===== GIVEN DATA

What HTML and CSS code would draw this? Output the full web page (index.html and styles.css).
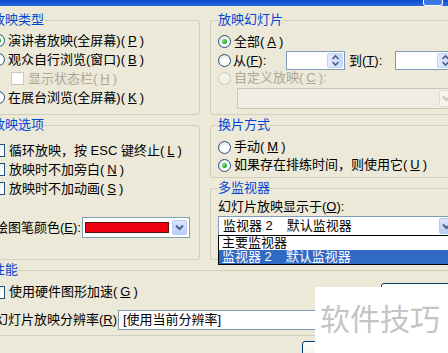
FILE: index.html
```html
<!DOCTYPE html>
<html lang="zh-CN">
<head>
    <meta charset="UTF-8">
    <meta name="viewport" content="width=device-width, initial-scale=1.0">
    <title>设置放映方式</title>
    <link rel="stylesheet" href="styles.css">
</head>
<body>
    <div class="window">
        <div class="titlebar"><span class="help-btn"></span></div>

        <div class="dialog">
            <div class="columns">
                <div class="column column-left">
                    <fieldset class="group group-type">
                        <legend>放映类型</legend>
                        <div class="option"><span class="radio checked"></span>演讲者放映(全屏幕)(<u>P</u>)</div>
                        <div class="option"><span class="radio"></span>观众自行浏览(窗口)(<u>B</u>)</div>
                        <div class="option option-sub disabled"><span class="check"></span>显示状态栏(<u>H</u>)</div>
                        <div class="option"><span class="radio"></span>在展台浏览(全屏幕)(<u>K</u>)</div>
                    </fieldset>

                    <fieldset class="group group-options">
                        <legend>放映选项</legend>
                        <div class="option"><span class="check"></span>循环放映，按 ESC 键终止(<u>L</u>)</div>
                        <div class="option"><span class="check"></span>放映时不加旁白(<u>N</u>)</div>
                        <div class="option"><span class="check"></span>放映时不加动画(<u>S</u>)</div>
                        <div class="pen-row">
                            <span class="pen-label">绘图笔颜色(<u>E</u>):</span>
                            <div class="combo combo-color">
                                <span class="swatch"></span>
                                <span class="combo-btn">
                                    <svg width="9" height="7" viewBox="0 0 9 7"><polyline points="1,1.5 4.5,5 8,1.5" fill="none" stroke="#4d6185" stroke-width="2"/></svg>
                                </span>
                            </div>
                        </div>
                    </fieldset>
                </div>

                <div class="column column-right">
                    <fieldset class="group group-slides">
                        <legend>放映幻灯片</legend>
                        <div class="option"><span class="radio checked"></span>全部(<u>A</u>)</div>
                        <div class="range-row">
                            <span class="radio"></span>
                            <span class="range-label">从(<u>F</u>):</span>
                            <div class="spin">
                                <span class="spin-btn">
                                    <svg width="9" height="13" viewBox="0 0 9 13"><polyline points="1.5,5 4.5,2 7.5,5" fill="none" stroke="#4d6185" stroke-width="1.6"/><polyline points="1.5,8 4.5,11 7.5,8" fill="none" stroke="#4d6185" stroke-width="1.6"/></svg>
                                </span>
                            </div>
                            <span class="range-to">到(<u>T</u>):</span>
                            <div class="spin spin-wide">
                                <span class="spin-btn">
                                    <svg width="9" height="13" viewBox="0 0 9 13"><polyline points="1.5,5 4.5,2 7.5,5" fill="none" stroke="#4d6185" stroke-width="1.6"/><polyline points="1.5,8 4.5,11 7.5,8" fill="none" stroke="#4d6185" stroke-width="1.6"/></svg>
                                </span>
                            </div>
                        </div>
                        <div class="option option-short disabled"><span class="radio"></span>自定义放映(<u>C</u>):</div>
                        <div class="combo combo-disabled combo-custom">
                            <span class="combo-value"></span>
                            <span class="combo-btn">
                                <svg width="9" height="7" viewBox="0 0 9 7"><polyline points="1,1.5 4.5,5 8,1.5" fill="none" stroke="#c9c7ba" stroke-width="2"/></svg>
                            </span>
                        </div>
                    </fieldset>

                    <fieldset class="group group-advance">
                        <legend>换片方式</legend>
                        <div class="option option-short"><span class="radio"></span>手动(<u>M</u>)</div>
                        <div class="option option-short"><span class="radio checked"></span>如果存在排练时间，则使用它(<u>U</u>)</div>
                    </fieldset>

                    <fieldset class="group group-monitors">
                        <legend>多监视器</legend>
                        <div class="field-label">幻灯片放映显示于(<u>O</u>):</div>
                        <div class="combo combo-monitor">
                            <span class="combo-value">监视器 2<span class="tab">默认监视器</span></span>
                            <span class="combo-btn">
                                <svg width="9" height="7" viewBox="0 0 9 7"><polyline points="1,1.5 4.5,5 8,1.5" fill="none" stroke="#4d6185" stroke-width="2"/></svg>
                            </span>
                            <ul class="dropdown-list">
                                <li>主要监视器</li>
                                <li class="selected">监视器 2<span class="tab">默认监视器</span></li>
                            </ul>
                        </div>
                    </fieldset>
                </div>
            </div>

            <fieldset class="group group-perf">
                <legend>性能</legend>
                <div class="perf-top">
                    <div class="option"><span class="check"></span>使用硬件图形加速(<u>G</u>)</div>
                    <button class="xp-button">提示(<u>I</u>)</button>
                </div>
                <div class="perf-res">
                    <span class="res-label">幻灯片放映分辨率(<u>R</u>):</span>
                    <div class="combo combo-res">
                        <span class="combo-value">[使用当前分辨率]</span>
                    </div>
                </div>
            </fieldset>

            <div class="buttons">
                <button class="xp-button">确定</button>
                <button class="xp-button">取消</button>
            </div>
        </div>
    </div>

    <div class="watermark">软件技巧</div>
</body>
</html>
```

FILE: styles.css
```css
:root {
    --dialog-bg: #ece9d8;
    --group-border: #d0d0bf;
    --group-label: #0046d5;
    --control-border: #7f9db9;
    --disabled-text: #aca899;
}

body {
    margin: 0;
    width: 448px;
    height: 353px;
    overflow: hidden;
    position: relative;
    background-color: var(--dialog-bg);
    font-family: "Liberation Sans", "Noto Sans CJK SC", sans-serif;
    font-size: 13px;
    line-height: 14px;
    color: #000;
}

.window {
    width: 480px;
    margin-left: -16px;
}

/* bottom strip of the blue XP title bar */
.titlebar {
    height: 6px;
    padding-left: 439px;
    background: linear-gradient(#0a4ccf, #2a67de);
}

.help-btn {
    display: block;
    width: 18px;
    height: 5px;
    border: 1px solid #fff;
    border-top: none;
    border-radius: 0 0 3px 3px;
    background-color: #3a78e6;
}

.dialog {
    padding-top: 7px;
}

.columns {
    display: flex;
    gap: 10px;
}

.column {
    display: flex;
    flex-direction: column;
    gap: 3px;
}

.column-left {
    width: 216px;
}

.column-right {
    width: 254px;
}

.group {
    margin: 0;
    min-width: 0;
    border: 1px solid var(--group-border);
    border-radius: 3px;
    padding: 0 7px;
}

.group legend {
    padding: 0;
    color: var(--group-label);
    line-height: 14px;
}

.option {
    display: flex;
    align-items: center;
    gap: 3px;
    height: 19px;
    white-space: nowrap;
}

.option-short {
    height: 18px;
}

.option-sub {
    padding-left: 19px;
}

.disabled {
    color: var(--disabled-text);
}

.radio {
    flex: none;
    width: 13px;
    height: 13px;
    box-sizing: border-box;
    border: 1px solid #1c5180;
    border-radius: 50%;
    background: radial-gradient(circle at 65% 70%, #ffffff 0, #ffffff 35%, #dcdbd3 95%);
    display: flex;
    align-items: center;
    justify-content: center;
}

.radio.checked::after {
    content: "";
    width: 5px;
    height: 5px;
    border-radius: 50%;
    background: radial-gradient(circle at 35% 35%, #7ee67e, #21a121 70%);
}

.disabled .radio {
    border-color: #cac8bb;
    background: #f2f1ea;
}

.check {
    flex: none;
    width: 13px;
    height: 13px;
    box-sizing: border-box;
    border: 1px solid #1c5180;
    background: linear-gradient(135deg, #dcdcd5, #ffffff 80%);
    margin-right: 1px;
}

.disabled .check {
    border-color: #cac8bb;
    background: #ffffff;
}

/* group: 放映类型 */
.group-type {
    padding-top: 4px;
    padding-bottom: 7px;
}

/* group: 放映选项 */
.group-options {
    padding-top: 9px;
    padding-bottom: 21px;
}

.pen-row {
    display: flex;
    align-items: center;
    margin-top: 19px;
    padding-left: 3px;
    white-space: nowrap;
}

.pen-label {
    width: 87px;
}

/* combo boxes */
.combo {
    display: flex;
    align-items: stretch;
    height: 20px;
    box-sizing: border-box;
    border: 1px solid var(--control-border);
    background-color: #fff;
    padding: 1px;
    position: relative;
}

.combo-value {
    flex: 1;
    padding-left: 3px;
    line-height: 16px;
    white-space: nowrap;
}

.tab {
    margin-left: 14px;
}

.combo-btn {
    flex: none;
    width: 15px;
    box-sizing: border-box;
    border: 1px solid #b7c9f3;
    border-radius: 2px;
    background: linear-gradient(#dde7fd, #b9cdf8);
    display: flex;
    align-items: center;
    justify-content: center;
}

.combo-color {
    width: 108px;
    height: 21px;
    padding: 2px;
    gap: 3px;
}

.swatch {
    flex: 1;
    margin: 2px 0;
    border: 1px solid #5a1010;
    background-color: #ee0010;
}

.combo-disabled {
    border-color: #c9c7ba;
    background-color: #efede3;
}

.combo-disabled .combo-btn {
    border-color: #e0ded3;
    background: #f4f3ee;
}

/* group: 放映幻灯片 */
.group-slides {
    padding-top: 5px;
    padding-bottom: 5px;
}

.range-row {
    display: flex;
    align-items: center;
    height: 19px;
    white-space: nowrap;
}

.range-row .radio {
    margin-right: 2px;
}

.range-label {
    width: 53px;
}

.range-to {
    width: 46px;
    margin-left: 4px;
}

.spin {
    width: 59px;
    height: 19px;
    box-sizing: border-box;
    border: 1px solid var(--control-border);
    background-color: #fff;
    padding: 1px;
    display: flex;
    justify-content: flex-end;
}

.spin-wide {
    width: 60px;
}

.spin-btn {
    width: 14px;
    border: 1px solid #c6d5f6;
    border-radius: 2px;
    background: linear-gradient(90deg, #e3ebfd, #c7d7fa);
    display: flex;
    align-items: center;
    justify-content: center;
}

.option.option-short.disabled {
    height: 16px;
}

.combo-custom {
    margin: 2px 0 0 19px;
    height: 21px;
}

/* group: 换片方式 */
.group-advance {
    padding-top: 6px;
    padding-bottom: 3px;
}

/* group: 多监视器 */
.group-monitors {
    padding-top: 5px;
    padding-bottom: 23px;
}

.field-label {
    white-space: nowrap;
}

.combo-monitor {
    margin-top: 2px;
}

.dropdown-list {
    position: absolute;
    left: -1px;
    right: -1px;
    top: 100%;
    margin: 0;
    padding: 0;
    list-style: none;
    border: 1px solid #000;
    background-color: #fff;
}

.dropdown-list li {
    height: 14px;
    padding-left: 3px;
    line-height: 14px;
    white-space: nowrap;
}

.dropdown-list .selected {
    background-color: #316ac5;
    color: #fff;
}

/* group: 性能 */
.group-perf {
    margin-top: 3px;
    padding-top: 6px;
    padding-bottom: 5px;
}

.perf-top {
    display: flex;
    justify-content: space-between;
    align-items: flex-start;
}

.perf-top .option {
    height: 18px;
}

.perf-res {
    display: flex;
    align-items: center;
    margin-top: 4px;
    padding-left: 3px;
    white-space: nowrap;
}

.res-label {
    width: 123px;
}

.combo-res {
    width: 222px;
}

.xp-button {
    width: 75px;
    height: 23px;
    border: 1px solid #003c74;
    border-radius: 3px;
    background: linear-gradient(#ffffff, #ece9d8);
    font: inherit;
    padding: 0;
}

.buttons {
    display: flex;
    justify-content: flex-end;
    gap: 6px;
    padding: 5px 6px 0 0;
}

.watermark {
    position: absolute;
    left: 315px;
    top: 287px;
    width: 128px;
    height: 51px;
    padding: 15px 0 0 5px;
    background-color: #fff;
    color: #c4c4c4;
    font-family: "Noto Sans CJK SC", sans-serif;
    font-size: 30px;
    line-height: 30px;
    white-space: nowrap;
}
```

==========

◆ **WHAT NEEDS TO BE DONE**
Scan the listing above and identify each line holding the string "index"; copy every such line.

◆ **RESPONSE TO THE EXERCISE**
What HTML and CSS code would draw this? Output the full web page (index.html and styles.css).
FILE: index.html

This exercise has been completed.